__Your objective__
Scan the material for the word "styles", and copy each line where it shows up.

__Material for this exercise__
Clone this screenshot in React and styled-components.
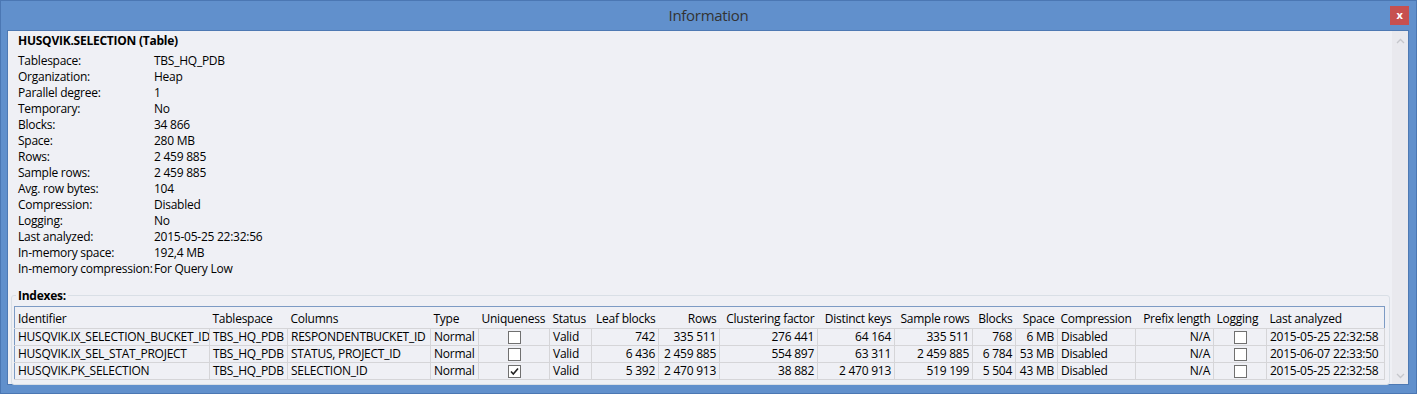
...
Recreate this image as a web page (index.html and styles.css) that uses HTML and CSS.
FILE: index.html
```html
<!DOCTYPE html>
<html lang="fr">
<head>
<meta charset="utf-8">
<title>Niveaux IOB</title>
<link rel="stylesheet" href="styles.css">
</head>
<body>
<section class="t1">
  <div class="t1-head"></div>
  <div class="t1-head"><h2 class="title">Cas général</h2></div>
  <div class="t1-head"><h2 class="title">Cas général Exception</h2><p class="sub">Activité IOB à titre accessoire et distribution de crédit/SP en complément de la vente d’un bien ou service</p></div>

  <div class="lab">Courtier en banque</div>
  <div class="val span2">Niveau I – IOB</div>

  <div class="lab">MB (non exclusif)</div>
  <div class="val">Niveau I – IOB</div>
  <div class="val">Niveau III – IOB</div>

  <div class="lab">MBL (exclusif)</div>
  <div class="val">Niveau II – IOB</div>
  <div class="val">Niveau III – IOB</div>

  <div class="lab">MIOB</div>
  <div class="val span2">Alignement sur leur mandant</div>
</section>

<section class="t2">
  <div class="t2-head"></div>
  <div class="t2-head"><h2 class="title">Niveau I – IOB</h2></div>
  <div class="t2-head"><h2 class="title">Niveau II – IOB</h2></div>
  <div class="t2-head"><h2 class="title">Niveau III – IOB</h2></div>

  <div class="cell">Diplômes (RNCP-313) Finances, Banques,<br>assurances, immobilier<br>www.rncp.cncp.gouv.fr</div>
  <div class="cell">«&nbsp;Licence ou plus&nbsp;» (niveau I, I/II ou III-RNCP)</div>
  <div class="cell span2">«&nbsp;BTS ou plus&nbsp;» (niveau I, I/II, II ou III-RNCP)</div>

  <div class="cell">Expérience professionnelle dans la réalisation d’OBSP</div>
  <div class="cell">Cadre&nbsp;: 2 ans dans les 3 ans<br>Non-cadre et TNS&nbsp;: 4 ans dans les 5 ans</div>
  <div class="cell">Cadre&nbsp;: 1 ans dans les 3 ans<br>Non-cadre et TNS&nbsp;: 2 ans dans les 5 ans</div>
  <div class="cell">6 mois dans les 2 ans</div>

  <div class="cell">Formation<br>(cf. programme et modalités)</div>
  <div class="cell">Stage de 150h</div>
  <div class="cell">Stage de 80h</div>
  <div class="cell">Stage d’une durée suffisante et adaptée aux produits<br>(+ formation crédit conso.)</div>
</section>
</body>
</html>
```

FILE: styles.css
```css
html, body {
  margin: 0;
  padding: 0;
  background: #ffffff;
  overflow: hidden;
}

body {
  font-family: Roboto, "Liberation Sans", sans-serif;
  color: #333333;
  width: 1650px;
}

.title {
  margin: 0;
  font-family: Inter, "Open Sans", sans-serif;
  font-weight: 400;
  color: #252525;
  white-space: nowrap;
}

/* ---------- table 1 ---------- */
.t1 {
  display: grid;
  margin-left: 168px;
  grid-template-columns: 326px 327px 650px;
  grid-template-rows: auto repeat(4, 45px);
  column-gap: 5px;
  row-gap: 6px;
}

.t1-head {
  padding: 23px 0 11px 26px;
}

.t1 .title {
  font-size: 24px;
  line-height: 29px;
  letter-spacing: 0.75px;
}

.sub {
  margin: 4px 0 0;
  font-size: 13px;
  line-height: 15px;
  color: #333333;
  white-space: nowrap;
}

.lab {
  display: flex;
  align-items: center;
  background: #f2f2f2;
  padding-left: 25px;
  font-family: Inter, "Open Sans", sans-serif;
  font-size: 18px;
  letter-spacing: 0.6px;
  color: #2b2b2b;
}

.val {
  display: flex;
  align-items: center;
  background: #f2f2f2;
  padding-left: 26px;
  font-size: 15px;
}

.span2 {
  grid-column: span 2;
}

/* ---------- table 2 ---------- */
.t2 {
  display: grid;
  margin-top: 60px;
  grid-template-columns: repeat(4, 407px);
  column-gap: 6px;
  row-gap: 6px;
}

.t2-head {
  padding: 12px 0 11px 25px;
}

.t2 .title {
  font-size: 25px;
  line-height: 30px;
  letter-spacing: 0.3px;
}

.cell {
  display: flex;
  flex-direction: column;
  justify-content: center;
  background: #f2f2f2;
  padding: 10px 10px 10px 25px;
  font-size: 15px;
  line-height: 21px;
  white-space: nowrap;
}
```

__Problem solution__
Recreate this image as a web page (index.html and styles.css) that uses HTML and CSS.
<link rel="stylesheet" href="styles.css">
FILE: styles.css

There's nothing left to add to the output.